PROMPT:
Where the string "code" occurs in the material below, report the whole line.
★ ★ ★ ★ ★ ★ ★
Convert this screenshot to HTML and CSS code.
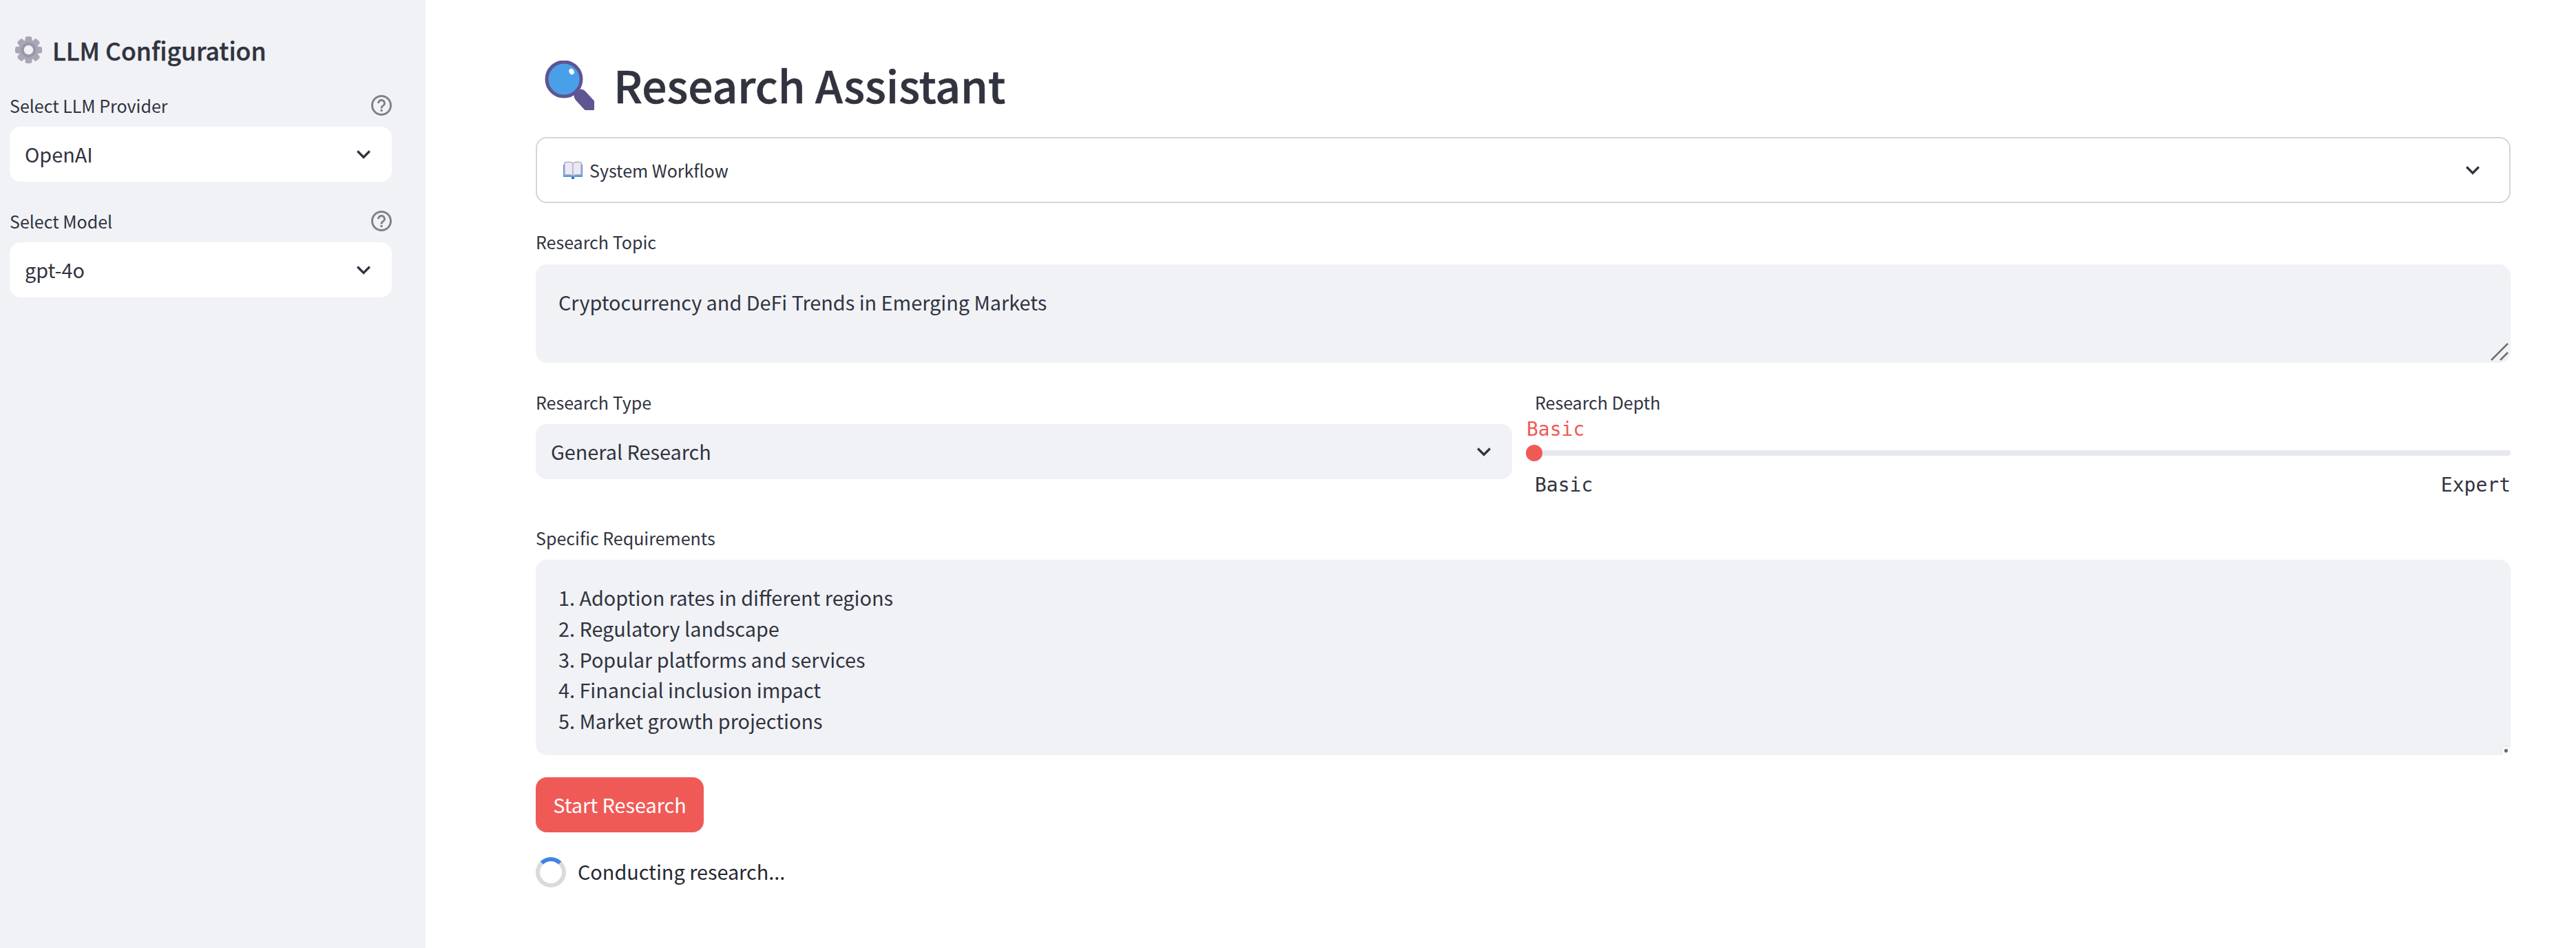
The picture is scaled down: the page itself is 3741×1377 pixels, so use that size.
FILE: index.html
```html
<!DOCTYPE html>
<html lang="en">
<head>
    <meta charset="UTF-8">
    <meta name="viewport" content="width=device-width, initial-scale=1.0">
    <title>Research Assistant</title>
    <link rel="stylesheet" href="styles.css">
</head>
<body>
    <aside class="sidebar">
        <h2 class="sidebar-title">
            <svg class="gear-icon" viewBox="0 0 40 40">
                <g fill="#aaa6b5">
                    <rect x="15" y="0" width="10" height="40" rx="3"/>
                    <rect x="15" y="0" width="10" height="40" rx="3" transform="rotate(45 20 20)"/>
                    <rect x="15" y="0" width="10" height="40" rx="3" transform="rotate(90 20 20)"/>
                    <rect x="15" y="0" width="10" height="40" rx="3" transform="rotate(135 20 20)"/>
                    <circle cx="20" cy="20" r="15"/>
                </g>
                <circle cx="20" cy="20" r="9" fill="#f0f2f6" stroke="#9a96a8" stroke-width="4"/>
            </svg>
            LLM Configuration
        </h2>

        <div class="side-field">
            <div class="side-label">
                <span>Select LLM Provider</span>
                <svg class="help-icon" viewBox="0 0 24 24"><path d="M11 18h2v-2h-2v2zm1-16C6.48 2 2 6.48 2 12s4.48 10 10 10 10-4.48 10-10S17.52 2 12 2zm0 18c-4.41 0-8-3.59-8-8s3.59-8 8-8 8 3.59 8 8-3.59 8-8 8zm0-14c-2.21 0-4 1.79-4 4h2c0-1.1.9-2 2-2s2 .9 2 2c0 2-3 1.75-3 5h2c0-2.25 3-2.5 3-5 0-2.21-1.79-4-4-4z"/></svg>
            </div>
            <div class="select select-white">
                <span>OpenAI</span>
                <svg class="chevron" viewBox="0 0 24 24"><path d="M16.59 8.59L12 13.17 7.41 8.59 6 10l6 6 6-6z"/></svg>
            </div>
        </div>

        <div class="side-field">
            <div class="side-label">
                <span>Select Model</span>
                <svg class="help-icon" viewBox="0 0 24 24"><path d="M11 18h2v-2h-2v2zm1-16C6.48 2 2 6.48 2 12s4.48 10 10 10 10-4.48 10-10S17.52 2 12 2zm0 18c-4.41 0-8-3.59-8-8s3.59-8 8-8 8 3.59 8 8-3.59 8-8 8zm0-14c-2.21 0-4 1.79-4 4h2c0-1.1.9-2 2-2s2 .9 2 2c0 2-3 1.75-3 5h2c0-2.25 3-2.5 3-5 0-2.21-1.79-4-4-4z"/></svg>
            </div>
            <div class="select select-white">
                <span>gpt-4o</span>
                <svg class="chevron" viewBox="0 0 24 24"><path d="M16.59 8.59L12 13.17 7.41 8.59 6 10l6 6 6-6z"/></svg>
            </div>
        </div>
    </aside>

    <main class="main">
        <h1 class="page-title">
            <svg class="lens-icon" viewBox="0 0 72 72">
                <path d="M46 45l4 4" stroke="#5f5593" stroke-width="8"/>
                <path d="M52 51l13 14" stroke="#5f5593" stroke-width="19" stroke-linecap="round"/>
                <circle cx="28" cy="27" r="25" fill="#4aa0e8" stroke="#5f5593" stroke-width="5"/>
                <ellipse cx="39" cy="16" rx="3.500" ry="4.500" fill="white" transform="rotate(-25 39 16)"/>
            </svg>
            <span class="page-title-text">Research Assistant</span>
        </h1>

        <div class="expander">
            <span class="expander-title">
                <svg class="book-icon" viewBox="0 0 30 26">
                    <path d="M1 5h28v18H1z" fill="#4a9ae0"/>
                    <path d="M3 2c4-1 9-1 12 1v18c-3-1.500-8-1.500-12-1z" fill="#ece9f5" stroke="#b4b1c4" stroke-width="1.500"/>
                    <path d="M27 2c-4-1-9-1-12 1v18c3-1.500 8-1.500 12-1z" fill="#ece9f5" stroke="#b4b1c4" stroke-width="1.500"/>
                    <path d="M13 23h4v3h-4z" fill="#2f6fb5"/>
                </svg>
                System Workflow
            </span>
            <svg class="chevron" viewBox="0 0 24 24"><path d="M16.59 8.59L12 13.17 7.41 8.59 6 10l6 6 6-6z"/></svg>
        </div>

        <label class="field-label topic-label" for="topic">Research Topic</label>
        <div class="box-wrap">
            <textarea class="text-box topic-box" id="topic">Cryptocurrency and DeFi Trends in Emerging Markets</textarea>
            <svg class="grip" viewBox="0 0 30 30">
                <path d="M4 28L28 4M17 28L28 17" stroke="#6e6e6e" stroke-width="2.500" fill="none"/>
            </svg>
        </div>

        <div class="two-cols">
            <div class="col-type">
                <div class="field-label">Research Type</div>
                <div class="select select-grey">
                    <span>General Research</span>
                    <svg class="chevron" viewBox="0 0 24 24"><path d="M16.59 8.59L12 13.17 7.41 8.59 6 10l6 6 6-6z"/></svg>
                </div>
            </div>
            <div class="col-depth">
                <div class="field-label depth-label">Research Depth</div>
                <div class="slider">
                    <span class="slider-value">Basic</span>
                    <div class="slider-track"><span class="slider-thumb"></span></div>
                </div>
                <div class="slider-ends">
                    <span>Basic</span>
                    <span>Expert</span>
                </div>
            </div>
        </div>

        <label class="field-label req-label" for="reqs">Specific Requirements</label>
        <div class="box-wrap">
            <textarea class="text-box req-box" id="reqs">1. Adoption rates in different regions
2. Regulatory landscape
3. Popular platforms and services
4. Financial inclusion impact
5. Market growth projections</textarea>
            <span class="grip-small"></span>
        </div>

        <button class="start-btn">Start Research</button>

        <div class="status">
            <span class="spinner"></span>
            <span class="status-text">Conducting research...</span>
        </div>
    </main>
</body>
</html>
```

FILE: styles.css
```css
* {
    box-sizing: border-box;
}
html, body {
    height: 100%;
    margin: 0;
    overflow: hidden;
}
body {
    display: flex;
    font-family: "Noto Sans CJK SC", "Noto Sans", sans-serif;
    color: #31333f;
    background: white;
}

/* sidebar */
.sidebar {
    width: 618px;
    flex: none;
    background: #f0f2f6;
    padding: 53px 49px 0 14px;
}
.sidebar-title {
    display: flex;
    align-items: center;
    gap: 15px;
    height: 39px;
    margin: 0 0 45px 8px;
    font-size: 35.500px;
    line-height: 39px;
    font-weight: 500;
    -webkit-text-stroke: 0.4px #31333f;
}
.gear-icon {
    width: 39px;
    height: 39px;
    flex: none;
}
.side-field {
    margin-bottom: 41px;
}
.side-label {
    display: flex;
    justify-content: space-between;
    align-items: center;
    height: 32px;
    margin-bottom: 15px;
    font-size: 25px;
    line-height: 32px;
}
.help-icon {
    width: 36px;
    height: 36px;
    margin-right: -3px;
    fill: #808288;
}

/* selects */
.select {
    display: flex;
    justify-content: space-between;
    align-items: center;
    height: 80px;
    border-radius: 16px;
    padding: 0 21px 0 22px;
    font-size: 28.800px;
}
.select span {
    margin-top: -2px;
}
.select-white {
    background: white;
}
.select-grey {
    background: #f0f2f6;
}
.chevron {
    width: 40px;
    height: 40px;
    flex: none;
    fill: #31333f;
}

/* main column */
.main {
    flex: 1;
    min-width: 0;
    padding: 0 95px 0 160px;
}
.page-title {
    display: flex;
    align-items: center;
    gap: 28px;
    height: 72px;
    margin: 88px 0 39px 13px;
    font-size: 64px;
    line-height: 72px;
    font-weight: 500;
    -webkit-text-stroke: 0.6px #31333f;
}
.page-title-text {
    margin-bottom: 4px;
}
.lens-icon {
    width: 72px;
    height: 72px;
    flex: none;
}
.expander {
    display: flex;
    justify-content: space-between;
    align-items: center;
    height: 96px;
    border: 2px solid #d6d6d8;
    border-radius: 16px;
    padding: 0 33px 0 37px;
}
.expander-title {
    display: flex;
    align-items: center;
    gap: 9px;
    font-size: 25px;
    line-height: 40px;
}
.book-icon {
    width: 30px;
    height: 26px;
    flex: none;
}
.field-label {
    display: block;
    height: 32px;
    margin-bottom: 15px;
    font-size: 25px;
    line-height: 30px;
}
.topic-label {
    margin-top: 41px;
    margin-bottom: 16px;
}
.req-label {
    margin-top: 43px;
}

/* text areas, the resize grips are drawn over the corner */
.box-wrap {
    position: relative;
    border-radius: 16px;
    overflow: hidden;
}
.text-box {
    display: block;
    width: 100%;
    border: none;
    outline: none;
    background: #f0f2f6;
    color: #31333f;
    font-family: inherit;
    font-size: 28.800px;
    line-height: 44.800px;
    padding: 32px 32px 32px 33px;
    resize: none;
}
.topic-box {
    height: 143px;
    padding-top: 33px;
}
.req-box {
    height: 284px;
    overflow: hidden;
    padding-top: 33px;
}
.grip {
    position: absolute;
    right: 2px;
    bottom: 2px;
    width: 30px;
    height: 30px;
}
.grip-small {
    position: absolute;
    right: 0;
    bottom: 0;
    width: 14px;
    height: 14px;
    border-top: 1px solid #e4e4e6;
    border-left: 1px solid #e4e4e6;
    background: radial-gradient(circle, #6e6e6e 2.500px, #f6f7f9 3px);
}

/* research type + depth */
.two-cols {
    display: flex;
    gap: 32px;
    margin-top: 42px;
}
.col-type {
    width: 1418px;
    flex: none;
}
.col-depth {
    flex: 1;
    min-width: 0;
}
.depth-label {
    margin-bottom: 0;
    margin-left: 1px;
}
.slider {
    display: flex;
    flex-direction: column;
    margin-left: 1px;
}
.slider-value {
    margin: 8px 0 0 -12px;
    font-family: "DejaVu Sans Mono", monospace;
    font-size: 28px;
    line-height: 30px;
    color: #ef5a57;
}
.slider-track {
    position: relative;
    height: 8px;
    margin-top: 15px;
    border-radius: 4px;
    background: #e6e9f1;
}
.slider-thumb {
    position: absolute;
    left: -13px;
    top: -8px;
    width: 24px;
    height: 24px;
    border-radius: 50%;
    background: #ef5a57;
}
.slider-ends {
    display: flex;
    justify-content: space-between;
    margin: 25px 0 0 1px;
    font-family: "DejaVu Sans Mono", monospace;
    font-size: 28px;
    line-height: 36px;
}

/* bottom */
.start-btn {
    display: block;
    width: 244px;
    height: 80px;
    margin-top: 32px;
    border: none;
    border-radius: 16px;
    background: #ef5a57;
    color: white;
    font-family: inherit;
    font-size: 28.800px;
    padding: 0 0 2px;
}
.status {
    display: flex;
    align-items: center;
    gap: 17px;
    margin-top: 36px;
    font-size: 28.800px;
    line-height: 44px;
    color: #262730;
}
.status-text {
    margin-top: -2px;
}
.spinner {
    width: 44px;
    height: 44px;
    flex: none;
    border-radius: 50%;
    border: 6px solid #d9dadc;
    border-top-color: #4183e0;
}
```
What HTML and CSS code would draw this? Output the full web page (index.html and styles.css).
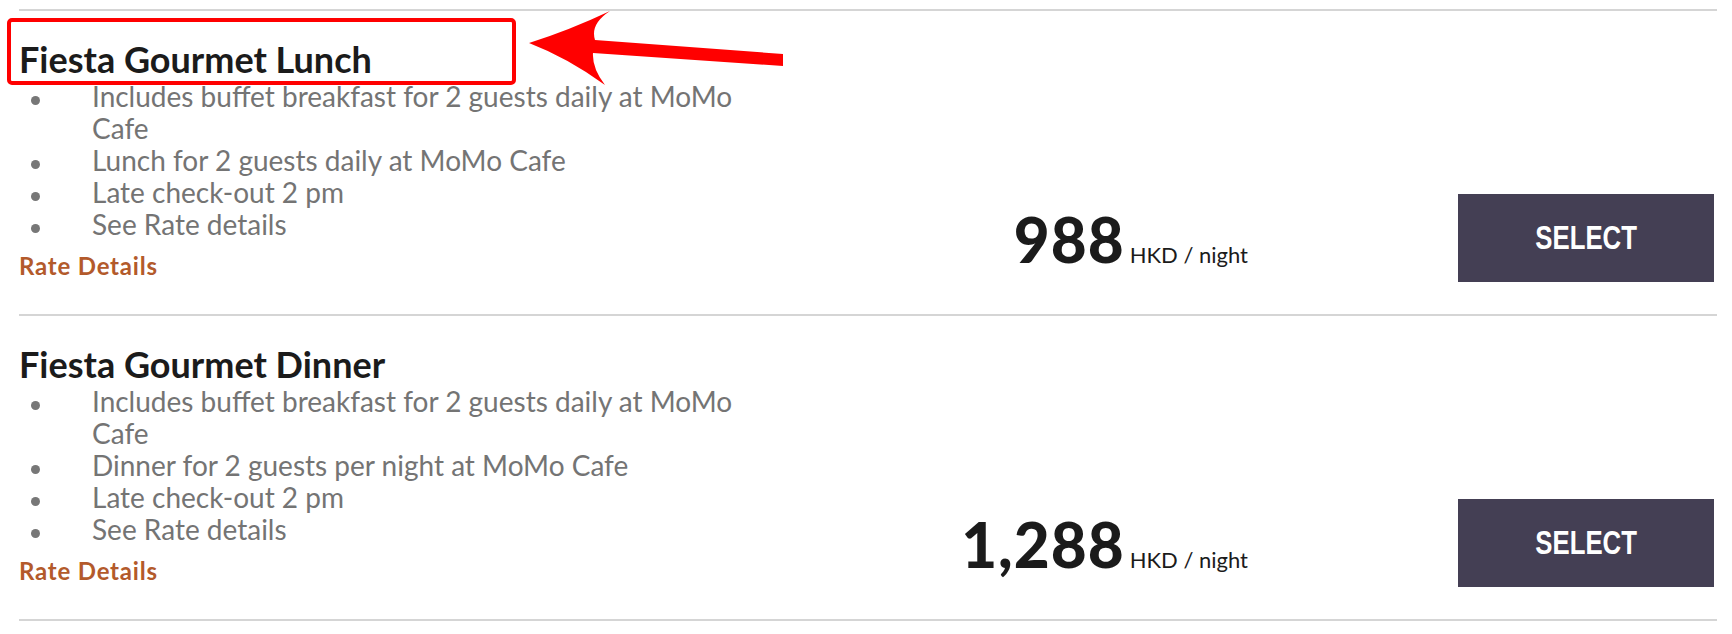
★ ★ ★ ★ ★ ★ ★
FINISHED EXERCISE:
Convert this screenshot to HTML and CSS code.
What HTML and CSS code would draw this? Output the full web page (index.html and styles.css).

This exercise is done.